BRIEF — Locate all lines with the word "components" and copy them out.

SUPPLIED INFORMATION —
====================
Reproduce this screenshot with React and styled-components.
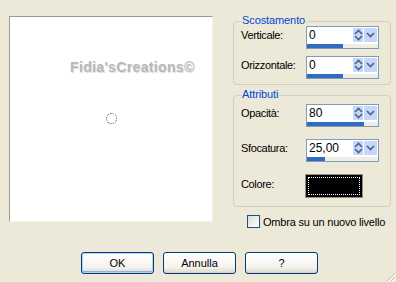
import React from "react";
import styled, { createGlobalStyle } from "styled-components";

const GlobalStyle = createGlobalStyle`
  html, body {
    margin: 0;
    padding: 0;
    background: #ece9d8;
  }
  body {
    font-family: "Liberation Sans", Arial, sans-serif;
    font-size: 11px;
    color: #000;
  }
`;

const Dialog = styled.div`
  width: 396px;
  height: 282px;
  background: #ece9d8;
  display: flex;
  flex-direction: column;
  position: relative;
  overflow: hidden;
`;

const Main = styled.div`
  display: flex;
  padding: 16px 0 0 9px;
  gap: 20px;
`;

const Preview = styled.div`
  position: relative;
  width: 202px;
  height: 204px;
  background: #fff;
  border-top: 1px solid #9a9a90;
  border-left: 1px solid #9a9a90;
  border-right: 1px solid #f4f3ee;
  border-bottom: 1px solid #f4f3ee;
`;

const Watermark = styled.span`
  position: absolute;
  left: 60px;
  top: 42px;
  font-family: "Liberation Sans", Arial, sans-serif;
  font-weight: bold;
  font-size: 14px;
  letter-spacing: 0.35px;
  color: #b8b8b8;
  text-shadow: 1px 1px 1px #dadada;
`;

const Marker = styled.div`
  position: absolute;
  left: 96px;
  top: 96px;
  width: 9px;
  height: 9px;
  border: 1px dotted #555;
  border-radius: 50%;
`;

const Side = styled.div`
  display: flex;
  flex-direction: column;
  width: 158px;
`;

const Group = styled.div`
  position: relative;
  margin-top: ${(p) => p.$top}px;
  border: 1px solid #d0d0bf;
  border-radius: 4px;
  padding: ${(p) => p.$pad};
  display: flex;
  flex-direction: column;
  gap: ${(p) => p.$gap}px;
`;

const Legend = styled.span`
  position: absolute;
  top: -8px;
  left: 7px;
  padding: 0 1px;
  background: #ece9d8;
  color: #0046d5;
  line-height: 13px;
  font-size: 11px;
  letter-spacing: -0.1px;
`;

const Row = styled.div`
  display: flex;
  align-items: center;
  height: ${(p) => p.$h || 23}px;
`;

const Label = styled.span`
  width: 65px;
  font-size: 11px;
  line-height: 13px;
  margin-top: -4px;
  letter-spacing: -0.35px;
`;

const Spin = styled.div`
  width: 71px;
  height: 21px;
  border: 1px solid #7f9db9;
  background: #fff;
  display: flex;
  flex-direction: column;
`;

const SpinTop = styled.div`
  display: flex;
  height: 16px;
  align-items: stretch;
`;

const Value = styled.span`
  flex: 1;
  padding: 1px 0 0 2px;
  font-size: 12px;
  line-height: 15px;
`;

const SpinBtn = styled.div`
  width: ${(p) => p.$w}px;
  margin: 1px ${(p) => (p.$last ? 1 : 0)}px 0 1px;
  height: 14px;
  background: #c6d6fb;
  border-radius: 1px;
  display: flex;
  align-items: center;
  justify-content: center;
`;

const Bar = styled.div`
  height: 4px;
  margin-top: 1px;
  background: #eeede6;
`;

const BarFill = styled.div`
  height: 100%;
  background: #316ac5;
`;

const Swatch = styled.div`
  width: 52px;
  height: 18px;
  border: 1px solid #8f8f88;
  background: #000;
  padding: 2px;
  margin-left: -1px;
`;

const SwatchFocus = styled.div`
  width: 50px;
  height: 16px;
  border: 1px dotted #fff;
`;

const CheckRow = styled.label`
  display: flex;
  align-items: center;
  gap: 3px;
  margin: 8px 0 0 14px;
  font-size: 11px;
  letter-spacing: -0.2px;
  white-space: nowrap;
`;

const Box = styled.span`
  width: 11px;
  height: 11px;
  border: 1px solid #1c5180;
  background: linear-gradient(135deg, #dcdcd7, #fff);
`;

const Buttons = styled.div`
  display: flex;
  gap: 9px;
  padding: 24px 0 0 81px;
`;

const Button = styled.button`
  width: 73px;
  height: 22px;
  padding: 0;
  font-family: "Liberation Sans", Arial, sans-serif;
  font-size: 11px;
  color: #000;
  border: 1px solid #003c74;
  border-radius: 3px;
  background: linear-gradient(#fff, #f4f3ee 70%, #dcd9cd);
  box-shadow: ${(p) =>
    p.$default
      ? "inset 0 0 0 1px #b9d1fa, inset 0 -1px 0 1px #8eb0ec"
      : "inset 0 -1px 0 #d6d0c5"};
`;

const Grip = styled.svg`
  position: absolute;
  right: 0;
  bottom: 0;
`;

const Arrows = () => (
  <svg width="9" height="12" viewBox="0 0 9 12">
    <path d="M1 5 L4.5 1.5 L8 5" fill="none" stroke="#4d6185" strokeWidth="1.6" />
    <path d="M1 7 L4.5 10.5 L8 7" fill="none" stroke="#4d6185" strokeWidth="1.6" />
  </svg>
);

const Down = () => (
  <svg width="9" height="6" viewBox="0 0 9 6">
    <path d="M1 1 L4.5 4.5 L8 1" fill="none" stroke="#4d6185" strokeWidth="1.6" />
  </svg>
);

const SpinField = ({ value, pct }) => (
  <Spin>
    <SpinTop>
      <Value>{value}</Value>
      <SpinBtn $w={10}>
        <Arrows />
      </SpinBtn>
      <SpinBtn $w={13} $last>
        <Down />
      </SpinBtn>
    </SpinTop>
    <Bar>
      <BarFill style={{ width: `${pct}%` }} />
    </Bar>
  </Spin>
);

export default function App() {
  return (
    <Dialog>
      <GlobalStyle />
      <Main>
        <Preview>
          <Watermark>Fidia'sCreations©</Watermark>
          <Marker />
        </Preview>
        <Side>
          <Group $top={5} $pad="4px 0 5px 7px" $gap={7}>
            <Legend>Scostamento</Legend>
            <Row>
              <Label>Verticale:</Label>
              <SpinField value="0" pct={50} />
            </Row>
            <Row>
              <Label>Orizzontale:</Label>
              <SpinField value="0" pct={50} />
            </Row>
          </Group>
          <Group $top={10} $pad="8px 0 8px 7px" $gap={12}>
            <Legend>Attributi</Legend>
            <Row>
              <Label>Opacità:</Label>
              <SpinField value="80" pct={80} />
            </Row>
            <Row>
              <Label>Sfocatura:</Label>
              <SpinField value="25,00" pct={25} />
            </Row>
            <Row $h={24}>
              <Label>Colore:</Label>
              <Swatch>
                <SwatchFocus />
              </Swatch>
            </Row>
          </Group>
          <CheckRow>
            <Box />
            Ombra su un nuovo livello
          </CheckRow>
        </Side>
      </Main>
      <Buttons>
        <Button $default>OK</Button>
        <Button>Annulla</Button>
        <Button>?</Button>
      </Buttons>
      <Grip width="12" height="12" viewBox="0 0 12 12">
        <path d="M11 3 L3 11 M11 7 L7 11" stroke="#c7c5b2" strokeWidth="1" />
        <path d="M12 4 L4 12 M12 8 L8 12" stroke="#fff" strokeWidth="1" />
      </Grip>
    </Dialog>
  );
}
====================
OUTPUT FOR THIS EXERCISE —
Reproduce this screenshot with React and styled-components.
import styled, { createGlobalStyle } from "styled-components";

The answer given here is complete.